- Liesbeek Leisure Properties Trust, developers of the controversial River Club redevelopment, could find itself being declared in contempt of court.
- Preparation and construction at the River Club in Cape Town have continued despite the High Court granting an interdict against work at the site.
- The trust argues that it is not contravening the law by resuming work on the site.
The developers of the controversial R6-billion River Club project in Observatory, Cape Town, could be hauled back to court for allegedly failing to comply with a court order halting work on the development.
Work at the River Club has continued despite Western Cape High Deputy Judge President Patricia Goliath granting an interdict against construction on the site.
Workers were seen erecting scaffolding and working on construction this week.
Observatory Civic Association chairperson Leslie London confirmed that work had continued.
"They will be facing a court challenge, but they know very well what will be coming. They are desperate and they are even willing to risk contempt of court by breaking the interdict because they want the concrete in the ground," he said.
Last month, the developers Liesbeek Leisure Properties Trust (LLPT) filed an urgent application to approach the Supreme Court of Appeal against Goliath's ruling. LLPT initially appealed Goliath's decision but the Western Cape High Court dismissed the application for leave to appeal.
The development was expected to cost around R6 billion, with project plans that included residential, retail and commercial components, a hotel, offices, a conference centre, and schools.
Twenty percent of the development would have been allocated for residential use, with one fifth of that dedicated to developer-subsidised inclusionary housing. It would have also included Amazon's new African headquarters.
The developers were ordered to "consult meaningfully" with the affected parties.

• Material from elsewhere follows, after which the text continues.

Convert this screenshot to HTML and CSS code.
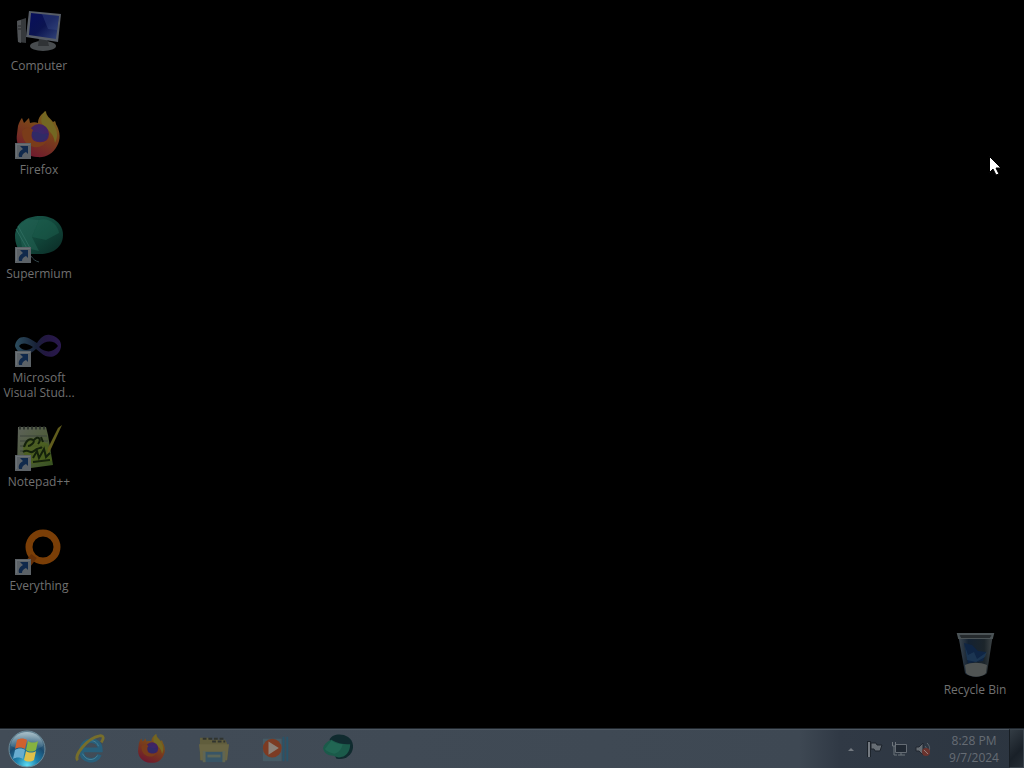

According to LLPT, it has not broken the law by resuming work on the site. In response to questions sent by News24, the firm insisted that work was continuing in terms of the existing environmental and planning approvals provided early last year.
But London said the approvals were automatically suspended when the interdict was granted.

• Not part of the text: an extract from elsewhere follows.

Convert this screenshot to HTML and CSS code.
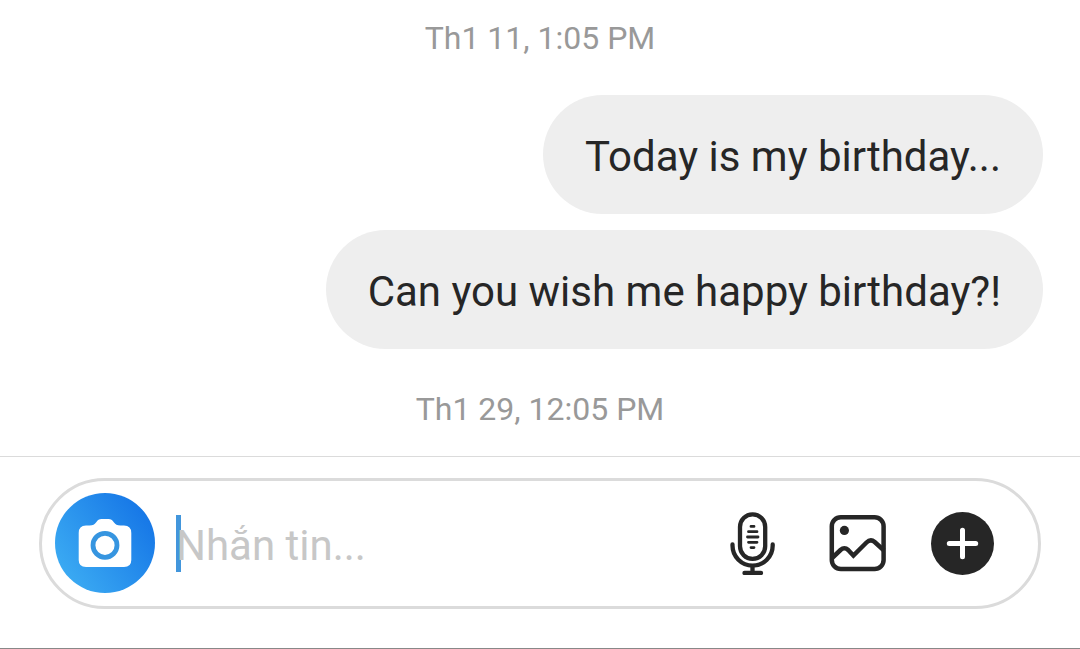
FILE: index.html
```html
<!DOCTYPE html>
<html lang="vi">
<head>
    <meta charset="UTF-8">
    <meta name="viewport" content="width=device-width, initial-scale=1.0">
    <title>Direct</title>
    <link rel="stylesheet" href="styles.css">
</head>
<body>
    <main class="messages">
        <time class="timestamp">Th1 11, 1:05 PM</time>
        <p class="bubble">Today is my birthday...</p>
        <p class="bubble">Can you wish me happy birthday?!</p>
        <time class="timestamp">Th1 29, 12:05 PM</time>
    </main>

    <footer class="footer">
        <form class="composer">
            <button type="button" class="camera-btn" aria-label="Camera">
                <svg viewBox="0 0 100 100">
                    <path fill="#fff" d="M31 32.500H34.500C38 32.500 39.500 31.500 41 29.500C43 26.800 44 26 46.500 26H53.500C56 26 57 26.800 59 29.500C60.500 31.500 62 32.500 65.500 32.500H69Q76.300 32.500 76.300 40V67Q76.300 74 69 74H31Q23.700 74 23.700 67V40Q23.700 32.500 31 32.500Z"/>
                    <circle cx="50" cy="52.300" r="12" fill="none" stroke="#3695e0" stroke-width="4.800"/>
                </svg>
            </button>
            <input type="text" class="message-input" placeholder="Nhắn tin..." aria-label="Nhắn tin">
            <div class="actions">
                <button type="button" class="icon-btn" aria-label="Voice message">
                    <svg viewBox="0 0 63 63" fill="none" stroke="#262626" stroke-width="4.300" stroke-linecap="round">
                        <rect x="19" y="2.300" width="25.200" height="44.600" rx="12.600"/>
                        <path d="M11.500 32.500V33.500A20.100 20.100 0 0 0 51.700 33.500V32.500M31.500 54V60M23.500 61H40"/>
                        <path stroke-width="2.800" d="M30 14.400H33M27.500 19.700H36M26.500 25H37M27.500 30.300H36M30 35.600H33"/>
                    </svg>
                </button>
                <button type="button" class="icon-btn" aria-label="Photo">
                    <svg viewBox="0 0 63 63" fill="none" stroke="#262626" stroke-width="4.500">
                        <rect x="5.800" y="5.300" width="51.800" height="51.800" rx="9"/>
                        <circle cx="18.400" cy="18.400" r="4.600" fill="#262626" stroke="none"/>
                        <path d="M5.600 46.500L14.500 38Q18.400 34.500 22.200 38L27.400 43.500L40.500 30.500Q44.600 26.600 48.700 30L58 38.500"/>
                    </svg>
                </button>
                <button type="button" class="icon-btn" aria-label="More">
                    <svg viewBox="0 0 63 63">
                        <circle cx="31.500" cy="31.500" r="31.500" fill="#262626"/>
                        <path d="M31.500 18.300V44.700M18.300 31.500H44.700" stroke="#fff" stroke-width="5" stroke-linecap="round"/>
                    </svg>
                </button>
            </div>
        </form>
    </footer>
</body>
</html>
```
FILE: styles.css
```css
* {
    box-sizing: border-box;
}

body {
    margin: 0;
    min-height: 100vh;
    display: flex;
    flex-direction: column;
    background-color: #fff;
    border-bottom: 1px solid #888;
    font-family: Roboto, Arial, sans-serif;
    color: #262626;
}

.messages {
    flex: 1;
    display: flex;
    flex-direction: column;
    align-items: flex-end;
    gap: 16px;
    padding: 18px 37px 27px;
}

.timestamp {
    align-self: center;
    font-size: 32px;
    line-height: 40px;
    color: #999;
}

.timestamp:first-child {
    margin-bottom: 21px;
}

.timestamp:last-child {
    margin-top: 24px;
}

.bubble {
    margin: 0;
    padding: 37px 42px 32px;
    border-radius: 60px;
    background-color: #eee;
    font-size: 42px;
    line-height: 50px;
}

.footer {
    padding: 21px 39px 39px;
    border-top: 1px solid #dbdbdb;
}

.composer {
    display: flex;
    align-items: center;
    padding: 12px 44px 13px 13px;
    border: 3px solid #dbdbdb;
    border-radius: 66px;
}

button {
    padding: 0;
    border: none;
    background: none;
    cursor: pointer;
}

svg {
    display: block;
    width: 100%;
}

.camera-btn {
    flex: none;
    width: 100px;
    height: 100px;
    border-radius: 50%;
    background: linear-gradient(55deg, #3cacf3 10%, #1575e6 90%);
}

/* the blue bar is the text cursor, it sits behind the placeholder */
.message-input {
    flex: 1;
    min-width: 0;
    height: 64px;
    margin: 0 21px;
    padding: 5px 0 0;
    border: none;
    outline: none;
    background: linear-gradient(#4296dc, #4296dc) no-repeat left center / 5px 57px;
    font-family: inherit;
    font-size: 42px;
    color: #262626;
}

.message-input::placeholder {
    color: #c7c7c7;
    opacity: 1;
}

.actions {
    display: flex;
    gap: 42px;
}

.icon-btn {
    width: 63px;
    height: 63px;
}
```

"They are claiming this because they have petitioned the Supreme Court of Appeal for leave to appeal that the interdict be suspended. This is their own fantasy. Approaching the Supreme Court is not the same as lodging an appeal where they still have to consider it. They are risking contempt of court. There is no way that these approvals are legal. They have been suspended," he said.
Tauriq Jenkins from the Goringhaicona Khoi Khoin Indigenous Traditional Council said the fact that LLPT was ignoring the historic court order, which respected the rights of indigenous people, was hardly surprising.
"It's simple: the judge ordered that no further construction can take place on the site until a court has decided on the validity of the environmental and land-use planning authorisation that authorises the development. Any such move, irrespective of what LLPT might claim, is plainly illegal and in contempt of court," he said.
In response to News24, LLPT said: "The other respondents in the matter – namely the Western Cape First Nations Collective, the City of Cape Town and Western Cape provincial government – have also filed for leave to appeal in the SCA (Supreme Court of Appeal), including on the grounds that dismissal of the Goliath orders is in the 'interest of justice'. In addition, the environmental rehabilitation work being undertaken on the riverine corridors adjacent to the property falls outside the scope of the order."
Asked whether meaningful engagements had started between the parties, LLPT said the trust had been slated in the media when they were advised "that it was not workable".